Information supplied:
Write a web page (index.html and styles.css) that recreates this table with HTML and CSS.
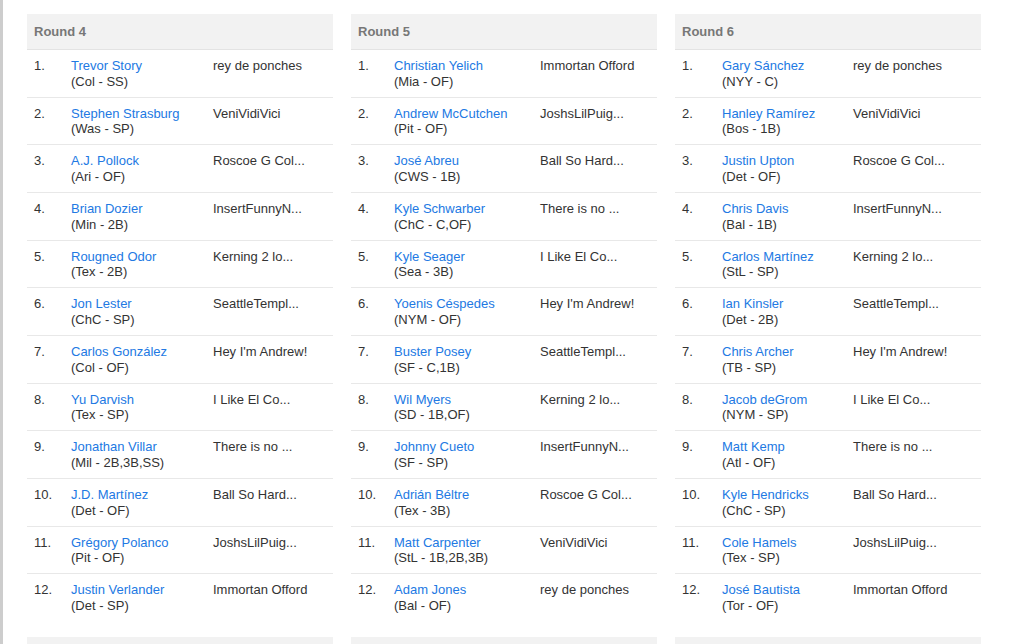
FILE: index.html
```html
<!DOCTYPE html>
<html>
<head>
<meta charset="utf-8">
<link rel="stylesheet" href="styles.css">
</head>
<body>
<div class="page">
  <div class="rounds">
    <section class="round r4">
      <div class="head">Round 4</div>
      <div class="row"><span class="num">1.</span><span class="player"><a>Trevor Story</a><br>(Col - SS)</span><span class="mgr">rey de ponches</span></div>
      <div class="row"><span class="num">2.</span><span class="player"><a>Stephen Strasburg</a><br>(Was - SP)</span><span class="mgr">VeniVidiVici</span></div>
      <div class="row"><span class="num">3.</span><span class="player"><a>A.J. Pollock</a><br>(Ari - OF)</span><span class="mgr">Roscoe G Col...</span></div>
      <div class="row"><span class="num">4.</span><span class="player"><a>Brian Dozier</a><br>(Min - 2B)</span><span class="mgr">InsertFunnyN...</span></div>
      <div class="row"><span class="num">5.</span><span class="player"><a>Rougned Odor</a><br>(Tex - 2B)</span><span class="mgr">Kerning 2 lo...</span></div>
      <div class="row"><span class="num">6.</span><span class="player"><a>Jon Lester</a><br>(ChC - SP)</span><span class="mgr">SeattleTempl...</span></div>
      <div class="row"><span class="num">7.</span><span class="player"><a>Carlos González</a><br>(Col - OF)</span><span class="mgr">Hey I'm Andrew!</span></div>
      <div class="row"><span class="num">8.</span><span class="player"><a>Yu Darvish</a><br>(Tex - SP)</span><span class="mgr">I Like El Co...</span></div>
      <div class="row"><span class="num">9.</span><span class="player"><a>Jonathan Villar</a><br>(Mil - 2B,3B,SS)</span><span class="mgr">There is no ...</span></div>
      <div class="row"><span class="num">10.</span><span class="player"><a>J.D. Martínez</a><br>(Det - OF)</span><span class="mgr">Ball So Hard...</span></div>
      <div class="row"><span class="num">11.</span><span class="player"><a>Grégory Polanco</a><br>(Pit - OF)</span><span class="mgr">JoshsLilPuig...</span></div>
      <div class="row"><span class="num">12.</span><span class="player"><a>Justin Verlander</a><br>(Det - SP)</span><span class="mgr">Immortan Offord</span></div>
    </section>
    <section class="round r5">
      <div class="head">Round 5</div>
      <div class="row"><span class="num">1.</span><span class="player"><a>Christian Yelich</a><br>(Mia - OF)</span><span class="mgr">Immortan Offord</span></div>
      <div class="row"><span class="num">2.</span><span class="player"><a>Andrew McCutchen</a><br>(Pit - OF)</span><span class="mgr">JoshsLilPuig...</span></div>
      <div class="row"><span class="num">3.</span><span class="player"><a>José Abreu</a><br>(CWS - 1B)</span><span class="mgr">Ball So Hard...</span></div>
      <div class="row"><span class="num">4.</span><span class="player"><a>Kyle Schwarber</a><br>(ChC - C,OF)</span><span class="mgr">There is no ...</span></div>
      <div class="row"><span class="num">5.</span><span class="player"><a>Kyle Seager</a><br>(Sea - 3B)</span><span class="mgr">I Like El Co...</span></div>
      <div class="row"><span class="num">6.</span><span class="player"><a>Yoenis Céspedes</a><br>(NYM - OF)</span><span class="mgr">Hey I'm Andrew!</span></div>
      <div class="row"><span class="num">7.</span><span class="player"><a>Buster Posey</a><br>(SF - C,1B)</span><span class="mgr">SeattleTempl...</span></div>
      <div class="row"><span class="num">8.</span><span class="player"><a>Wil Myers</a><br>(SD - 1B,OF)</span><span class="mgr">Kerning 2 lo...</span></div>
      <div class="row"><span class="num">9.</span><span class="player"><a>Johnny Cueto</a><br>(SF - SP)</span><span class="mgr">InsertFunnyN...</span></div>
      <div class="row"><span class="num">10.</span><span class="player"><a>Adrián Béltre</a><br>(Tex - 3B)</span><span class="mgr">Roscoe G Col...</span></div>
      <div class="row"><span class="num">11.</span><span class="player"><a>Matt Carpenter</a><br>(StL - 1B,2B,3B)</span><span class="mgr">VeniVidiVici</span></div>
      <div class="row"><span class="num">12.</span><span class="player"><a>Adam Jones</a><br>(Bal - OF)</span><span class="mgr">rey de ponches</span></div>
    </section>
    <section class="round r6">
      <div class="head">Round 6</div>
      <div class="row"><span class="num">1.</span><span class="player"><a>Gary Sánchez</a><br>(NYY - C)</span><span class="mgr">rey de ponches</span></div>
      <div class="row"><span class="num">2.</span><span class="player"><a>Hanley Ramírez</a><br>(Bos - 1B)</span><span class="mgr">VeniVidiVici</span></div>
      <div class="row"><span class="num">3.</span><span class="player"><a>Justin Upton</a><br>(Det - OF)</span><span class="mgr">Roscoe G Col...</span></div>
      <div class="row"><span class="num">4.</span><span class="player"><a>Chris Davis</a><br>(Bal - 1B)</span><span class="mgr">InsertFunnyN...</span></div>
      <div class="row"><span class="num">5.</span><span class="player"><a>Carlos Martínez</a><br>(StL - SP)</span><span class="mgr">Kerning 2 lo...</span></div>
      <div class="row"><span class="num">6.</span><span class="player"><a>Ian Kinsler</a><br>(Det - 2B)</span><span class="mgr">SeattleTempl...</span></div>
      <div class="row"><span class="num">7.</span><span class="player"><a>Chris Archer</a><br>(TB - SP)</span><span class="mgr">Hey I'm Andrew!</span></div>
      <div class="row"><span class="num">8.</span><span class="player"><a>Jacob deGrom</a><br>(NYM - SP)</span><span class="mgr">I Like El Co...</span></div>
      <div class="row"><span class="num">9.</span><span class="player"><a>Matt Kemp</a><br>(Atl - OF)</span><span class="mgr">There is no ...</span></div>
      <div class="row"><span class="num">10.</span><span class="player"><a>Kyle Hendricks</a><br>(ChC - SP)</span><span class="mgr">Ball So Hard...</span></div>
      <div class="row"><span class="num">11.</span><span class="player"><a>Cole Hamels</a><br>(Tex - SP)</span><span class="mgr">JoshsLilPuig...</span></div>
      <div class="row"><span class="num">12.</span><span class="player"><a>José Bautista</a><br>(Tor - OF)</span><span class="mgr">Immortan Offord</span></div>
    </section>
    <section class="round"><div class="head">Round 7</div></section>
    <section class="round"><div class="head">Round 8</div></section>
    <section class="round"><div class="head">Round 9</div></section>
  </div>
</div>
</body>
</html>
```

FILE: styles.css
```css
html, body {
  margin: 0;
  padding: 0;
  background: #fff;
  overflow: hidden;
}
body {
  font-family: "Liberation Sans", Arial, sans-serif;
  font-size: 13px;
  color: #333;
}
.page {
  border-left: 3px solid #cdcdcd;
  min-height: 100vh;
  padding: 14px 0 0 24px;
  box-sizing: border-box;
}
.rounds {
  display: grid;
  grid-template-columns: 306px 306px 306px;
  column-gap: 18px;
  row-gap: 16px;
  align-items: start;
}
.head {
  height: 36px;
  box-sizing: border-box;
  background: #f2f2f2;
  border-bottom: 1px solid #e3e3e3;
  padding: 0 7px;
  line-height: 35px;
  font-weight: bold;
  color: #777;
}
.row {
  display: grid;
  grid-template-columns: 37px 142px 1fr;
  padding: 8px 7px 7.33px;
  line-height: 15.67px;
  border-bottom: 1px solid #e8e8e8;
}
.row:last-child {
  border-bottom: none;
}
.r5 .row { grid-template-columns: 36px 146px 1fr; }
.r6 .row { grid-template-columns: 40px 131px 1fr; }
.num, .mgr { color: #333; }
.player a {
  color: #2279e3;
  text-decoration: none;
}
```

What to work on: Leave the images out, please, and restate each line word for word.

Reply:
Write a web page (index.html and styles.css) that recreates this table with HTML and CSS.
FILE: index.html
```html
<!DOCTYPE html>
<html>
<head>
<meta charset="utf-8">
<link rel="stylesheet" href="styles.css">
</head>
<body>
<div class="page">
  <div class="rounds">
    <section class="round r4">
      <div class="head">Round 4</div>
      <div class="row"><span class="num">1.</span><span class="player"><a>Trevor Story</a><br>(Col - SS)</span><span class="mgr">rey de ponches</span></div>
      <div class="row"><span class="num">2.</span><span class="player"><a>Stephen Strasburg</a><br>(Was - SP)</span><span class="mgr">VeniVidiVici</span></div>
      <div class="row"><span class="num">3.</span><span class="player"><a>A.J. Pollock</a><br>(Ari - OF)</span><span class="mgr">Roscoe G Col...</span></div>
      <div class="row"><span class="num">4.</span><span class="player"><a>Brian Dozier</a><br>(Min - 2B)</span><span class="mgr">InsertFunnyN...</span></div>
      <div class="row"><span class="num">5.</span><span class="player"><a>Rougned Odor</a><br>(Tex - 2B)</span><span class="mgr">Kerning 2 lo...</span></div>
      <div class="row"><span class="num">6.</span><span class="player"><a>Jon Lester</a><br>(ChC - SP)</span><span class="mgr">SeattleTempl...</span></div>
      <div class="row"><span class="num">7.</span><span class="player"><a>Carlos González</a><br>(Col - OF)</span><span class="mgr">Hey I'm Andrew!</span></div>
      <div class="row"><span class="num">8.</span><span class="player"><a>Yu Darvish</a><br>(Tex - SP)</span><span class="mgr">I Like El Co...</span></div>
      <div class="row"><span class="num">9.</span><span class="player"><a>Jonathan Villar</a><br>(Mil - 2B,3B,SS)</span><span class="mgr">There is no ...</span></div>
      <div class="row"><span class="num">10.</span><span class="player"><a>J.D. Martínez</a><br>(Det - OF)</span><span class="mgr">Ball So Hard...</span></div>
      <div class="row"><span class="num">11.</span><span class="player"><a>Grégory Polanco</a><br>(Pit - OF)</span><span class="mgr">JoshsLilPuig...</span></div>
      <div class="row"><span class="num">12.</span><span class="player"><a>Justin Verlander</a><br>(Det - SP)</span><span class="mgr">Immortan Offord</span></div>
    </section>
    <section class="round r5">
      <div class="head">Round 5</div>
      <div class="row"><span class="num">1.</span><span class="player"><a>Christian Yelich</a><br>(Mia - OF)</span><span class="mgr">Immortan Offord</span></div>
      <div class="row"><span class="num">2.</span><span class="player"><a>Andrew McCutchen</a><br>(Pit - OF)</span><span class="mgr">JoshsLilPuig...</span></div>
      <div class="row"><span class="num">3.</span><span class="player"><a>José Abreu</a><br>(CWS - 1B)</span><span class="mgr">Ball So Hard...</span></div>
      <div class="row"><span class="num">4.</span><span class="player"><a>Kyle Schwarber</a><br>(ChC - C,OF)</span><span class="mgr">There is no ...</span></div>
      <div class="row"><span class="num">5.</span><span class="player"><a>Kyle Seager</a><br>(Sea - 3B)</span><span class="mgr">I Like El Co...</span></div>
      <div class="row"><span class="num">6.</span><span class="player"><a>Yoenis Céspedes</a><br>(NYM - OF)</span><span class="mgr">Hey I'm Andrew!</span></div>
      <div class="row"><span class="num">7.</span><span class="player"><a>Buster Posey</a><br>(SF - C,1B)</span><span class="mgr">SeattleTempl...</span></div>
      <div class="row"><span class="num">8.</span><span class="player"><a>Wil Myers</a><br>(SD - 1B,OF)</span><span class="mgr">Kerning 2 lo...</span></div>
      <div class="row"><span class="num">9.</span><span class="player"><a>Johnny Cueto</a><br>(SF - SP)</span><span class="mgr">InsertFunnyN...</span></div>
      <div class="row"><span class="num">10.</span><span class="player"><a>Adrián Béltre</a><br>(Tex - 3B)</span><span class="mgr">Roscoe G Col...</span></div>
      <div class="row"><span class="num">11.</span><span class="player"><a>Matt Carpenter</a><br>(StL - 1B,2B,3B)</span><span class="mgr">VeniVidiVici</span></div>
      <div class="row"><span class="num">12.</span><span class="player"><a>Adam Jones</a><br>(Bal - OF)</span><span class="mgr">rey de ponches</span></div>
    </section>
    <section class="round r6">
      <div class="head">Round 6</div>
      <div class="row"><span class="num">1.</span><span class="player"><a>Gary Sánchez</a><br>(NYY - C)</span><span class="mgr">rey de ponches</span></div>
      <div class="row"><span class="num">2.</span><span class="player"><a>Hanley Ramírez</a><br>(Bos - 1B)</span><span class="mgr">VeniVidiVici</span></div>
      <div class="row"><span class="num">3.</span><span class="player"><a>Justin Upton</a><br>(Det - OF)</span><span class="mgr">Roscoe G Col...</span></div>
      <div class="row"><span class="num">4.</span><span class="player"><a>Chris Davis</a><br>(Bal - 1B)</span><span class="mgr">InsertFunnyN...</span></div>
      <div class="row"><span class="num">5.</span><span class="player"><a>Carlos Martínez</a><br>(StL - SP)</span><span class="mgr">Kerning 2 lo...</span></div>
      <div class="row"><span class="num">6.</span><span class="player"><a>Ian Kinsler</a><br>(Det - 2B)</span><span class="mgr">SeattleTempl...</span></div>
      <div class="row"><span class="num">7.</span><span class="player"><a>Chris Archer</a><br>(TB - SP)</span><span class="mgr">Hey I'm Andrew!</span></div>
      <div class="row"><span class="num">8.</span><span class="player"><a>Jacob deGrom</a><br>(NYM - SP)</span><span class="mgr">I Like El Co...</span></div>
      <div class="row"><span class="num">9.</span><span class="player"><a>Matt Kemp</a><br>(Atl - OF)</span><span class="mgr">There is no ...</span></div>
      <div class="row"><span class="num">10.</span><span class="player"><a>Kyle Hendricks</a><br>(ChC - SP)</span><span class="mgr">Ball So Hard...</span></div>
      <div class="row"><span class="num">11.</span><span class="player"><a>Cole Hamels</a><br>(Tex - SP)</span><span class="mgr">JoshsLilPuig...</span></div>
      <div class="row"><span class="num">12.</span><span class="player"><a>José Bautista</a><br>(Tor - OF)</span><span class="mgr">Immortan Offord</span></div>
    </section>
    <section class="round"><div class="head">Round 7</div></section>
    <section class="round"><div class="head">Round 8</div></section>
    <section class="round"><div class="head">Round 9</div></section>
  </div>
</div>
</body>
</html>
```

FILE: styles.css
```css
html, body {
  margin: 0;
  padding: 0;
  background: #fff;
  overflow: hidden;
}
body {
  font-family: "Liberation Sans", Arial, sans-serif;
  font-size: 13px;
  color: #333;
}
.page {
  border-left: 3px solid #cdcdcd;
  min-height: 100vh;
  padding: 14px 0 0 24px;
  box-sizing: border-box;
}
.rounds {
  display: grid;
  grid-template-columns: 306px 306px 306px;
  column-gap: 18px;
  row-gap: 16px;
  align-items: start;
}
.head {
  height: 36px;
  box-sizing: border-box;
  background: #f2f2f2;
  border-bottom: 1px solid #e3e3e3;
  padding: 0 7px;
  line-height: 35px;
  font-weight: bold;
  color: #777;
}
.row {
  display: grid;
  grid-template-columns: 37px 142px 1fr;
  padding: 8px 7px 7.33px;
  line-height: 15.67px;
  border-bottom: 1px solid #e8e8e8;
}
.row:last-child {
  border-bottom: none;
}
.r5 .row { grid-template-columns: 36px 146px 1fr; }
.r6 .row { grid-template-columns: 40px 131px 1fr; }
.num, .mgr { color: #333; }
.player a {
  color: #2279e3;
  text-decoration: none;
}
```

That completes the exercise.